Joseph is playing more like his highlight reel from West Virginia, where he proved a heavy hitter and a solid cover man worthy of last year’s No. 14 overall draft pick. The Jets game isn’t the only evidence of that.

Joseph had an excellent training camp, flashing an aggressive style and solid timing making plays in practice. That translated to the regular-season opener at Tennessee, when he saved a touchdown on consecutive plays. The first came on an open-field tackle. The second was a leaping pass breakup in the end zone, proof positive that Joseph was ready to make a big impact.

"He’s really good close to the line of scrimmage,” defensive coordinator Ken Norton Jr. said. "He’s a really good tackler in the open field. He also plays well on the back end. I think his development is right on time right now.”

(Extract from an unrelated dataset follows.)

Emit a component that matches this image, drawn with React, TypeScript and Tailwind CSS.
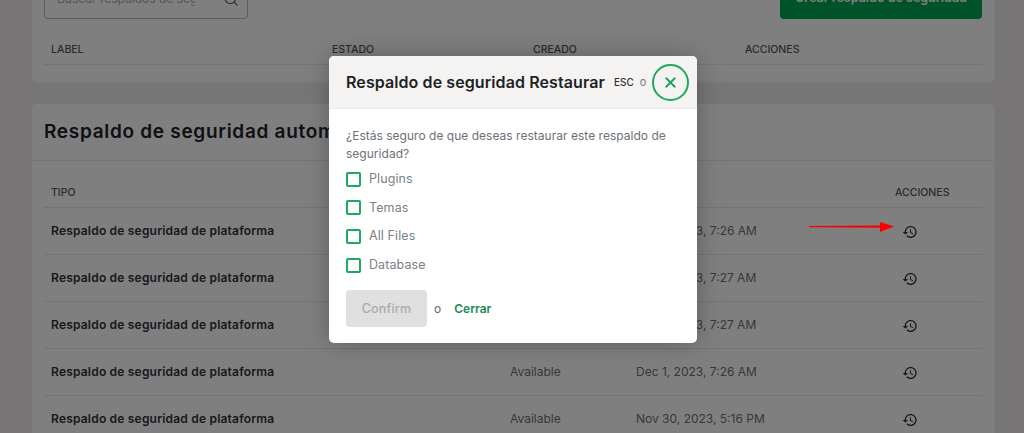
import { Search, X } from 'lucide-react'

const rows = [
  { status: 'Available', date: 'Dec 1, 2023, 7:26 AM' },
  { status: 'Available', date: 'Dec 1, 2023, 7:27 AM' },
  { status: 'Available', date: 'Dec 1, 2023, 7:27 AM' },
  { status: 'Available', date: 'Dec 1, 2023, 7:26 AM' },
  { status: 'Available', date: 'Nov 30, 2023, 5:16 PM' },
]

const options = ['Plugins', 'Temas', 'All Files', 'Database']

function HistoryIcon() {
  return (
    <svg width="16" height="16" viewBox="0 0 24 24" fill="currentColor">
      <path d="M13 3c-4.97 0-9 4.03-9 9H1l3.89 3.89.07.14L9 12H6c0-3.87 3.13-7 7-7s7 3.13 7 7-3.13 7-7 7c-1.93 0-3.68-.79-4.94-2.06l-1.42 1.42C8.27 19.99 10.51 21 13 21c4.97 0 9-4.03 9-9s-4.03-9-9-9zm-1 5v5l4.28 2.54.72-1.21-3.5-2.08V8H12z" />
    </svg>
  )
}

function RestoreModal() {
  return (
    <div className="absolute top-[56px] left-[329px] w-[368px] overflow-hidden rounded-[5px] bg-white shadow-[0_0_24px_rgba(0,0,0,0.25)]">
      <div className="flex h-[53px] items-center border-b border-[#e8e8e8] bg-[#f4f3f1] pr-[8px] pl-[17px]">
        <h2 className="text-[16px] font-semibold tracking-[0.09px] whitespace-nowrap text-[#1d2327]">
          Respaldo de seguridad Restaurar
        </h2>
        <span className="ml-[9px] text-[10px] font-medium text-[#333]">ESC</span>
        <span className="ml-[6px] text-[11px] text-[#777]">o</span>
        <button className="ml-[6px] flex h-[37px] w-[37px] shrink-0 items-center justify-center rounded-full border-2 border-[#1fa85f] text-[#16a05a]">
          <X size={17} strokeWidth={2.5} />
        </button>
      </div>
      <div className="px-[17px] pt-[18px] pb-[16px]">
        <p className="text-[12px] leading-[18px] tracking-[0.02px] text-[#6b7177]">
          ¿Estás seguro de que deseas restaurar este respaldo de seguridad?
        </p>
        <div className="mt-[2px] flex flex-col">
          {options.map((option) => (
            <label key={option} className="flex h-[28.6px] items-center gap-[8px]">
              <span className="h-[15px] w-[15px] rounded-[2px] border-2 border-[#1fa85f]" />
              <span className="text-[12.5px] tracking-[0.1px] text-[#7a8086]">{option}</span>
            </label>
          ))}
        </div>
        <div className="mt-[11px] flex items-center">
          <button className="h-[37px] w-[81px] rounded-[4px] bg-[#e0e0e0] text-[12.5px] font-medium tracking-[0.2px] text-[#aaa]">
            Confirm
          </button>
          <span className="ml-[7px] text-[12px] text-[#666]">o</span>
          <a className="ml-[13px] text-[12px] font-semibold text-[#1c8a55]">Cerrar</a>
        </div>
      </div>
    </div>
  )
}

export default function App() {
  return (
    <div className="relative h-[433px] w-[1024px] overflow-hidden bg-[#eeeaea] font-['Inter',sans-serif]">
      <div className="ml-[31px] flex w-[964px] flex-col gap-[20px]">
        {/* Manual backups, top is scrolled out of view */}
        <section className="-mt-[24px] rounded-[5px] border border-[#f0f0f0] bg-white px-[12px]">
          <div className="flex items-start justify-between pt-[1px]">
            <div className="flex h-[41px] w-[204px] items-center justify-between rounded-[4px] border border-[#b9b9b9] pr-[8px] pl-[12px]">
              <span className="w-[138px] overflow-hidden text-[12px] whitespace-nowrap text-[#aaa]">
                Buscar respaldos de seguridad
              </span>
              <Search size={16} className="shrink-0 text-[#666]" />
            </div>
            <button className="h-[41px] w-[202px] rounded-[4px] bg-[#00a651] text-[12.5px] font-semibold text-white">
              Crear respaldo de seguridad
            </button>
          </div>
          <div className="mt-[19px] grid h-[27px] grid-cols-[281px_201px_212px_1fr] items-end border-b border-[#e8e8e8] pb-[6px] pl-[7px] text-[10.5px] font-medium text-[#50575e]">
            <span>LABEL</span>
            <span>ESTADO</span>
            <span>CREADO</span>
            <span>ACCIONES</span>
          </div>
          <div className="h-[17px]" />
        </section>

        {/* Automatic backups */}
        <section className="rounded-[5px] border border-[#f0f0f0] bg-white">
          <div className="flex h-[57px] items-center border-b border-[#e8e8e8] px-[12px]">
            <h1 className="text-[19px] font-semibold tracking-[0.7px] whitespace-nowrap text-[#1d2327]">
              Respaldo de seguridad automáticos
            </h1>
          </div>
          <div className="px-[12px]">
            <div className="grid h-[47px] grid-cols-[459px_126px_259px_1fr] items-end border-b border-[#e8e8e8] pb-[6px] pl-[7px] text-[10.5px] font-medium text-[#50575e]">
              <span>TIPO</span>
              <span>ESTADO</span>
              <span>CREADO</span>
              <span>ACCIONES</span>
            </div>
            {rows.map((row, i) => (
              <div
                key={i}
                className="grid h-[47px] grid-cols-[459px_126px_259px_1fr] items-center border-b border-[#e8e8e8] pl-[7px] text-[12px] text-[#6b7177]"
              >
                <span className="font-semibold tracking-[0.2px] text-[#2c3338]">Respaldo de seguridad de plataforma</span>
                <span>{row.status}</span>
                <span>{row.date}</span>
                <span className="pt-[1px] pl-[7px] text-[#2c3338]">
                  <HistoryIcon />
                </span>
              </div>
            ))}
          </div>
        </section>
      </div>

      {/* Dim layer behind the dialog */}
      <div className="absolute inset-0 bg-black/50" />

      {/* Annotation arrow */}
      <svg className="absolute top-[218px] left-[808px]" width="90" height="16" viewBox="0 0 90 16">
        <path d="M1 8 L72 7.4 V4 L86 8.6 L72 14 V9.8 L1 9.2 Z" fill="#fa0000" />
      </svg>

      <RestoreModal />
    </div>
  )
}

The Raiders recognize that, and are using him like a queen on the chessboard. He can move back or forward, as an attacker or the last line of defense. He’s a rover at times, with an ability to create havoc at all levels of the defense.

Joseph is an excellent fit for the defensive scheme, bring a tone-setting physicality to the secondary. He is learning, as part of his development, that the nuclear option isn’t always best. There are times when it is, and Joseph enters those scenarios without fear.

"You can’t play worried about getting hurt. That’s not the way I play,” Joseph said. “It’s about being smart. I had to adjust my game coming into the NFL. Every hit can’t be a big hit. Sometimes you have to be smart and just wrap people up, but you can’t ever play scared.”

He isn’t afraid to take risks or attack when asked, and is already making a major impact on this year’s defense. That isn’t a surprise. It’s expected of first-round picks.

"That’s what he’s supposed to do. He’s supposed to make plays,” head coach Jack Del Rio said. “He’s a guy we selected because we thought he’d be a guy that could come in and impact on our defense. In the first two games of this year he’s played well. There are still things, like I tell you all the time, that have cleaning up to do, work to do, things to improve on, but he’s off to a good start and obviously it follows up from a good offseason. Healthy, a lot of good work and confidence that he’s gaining as we go.”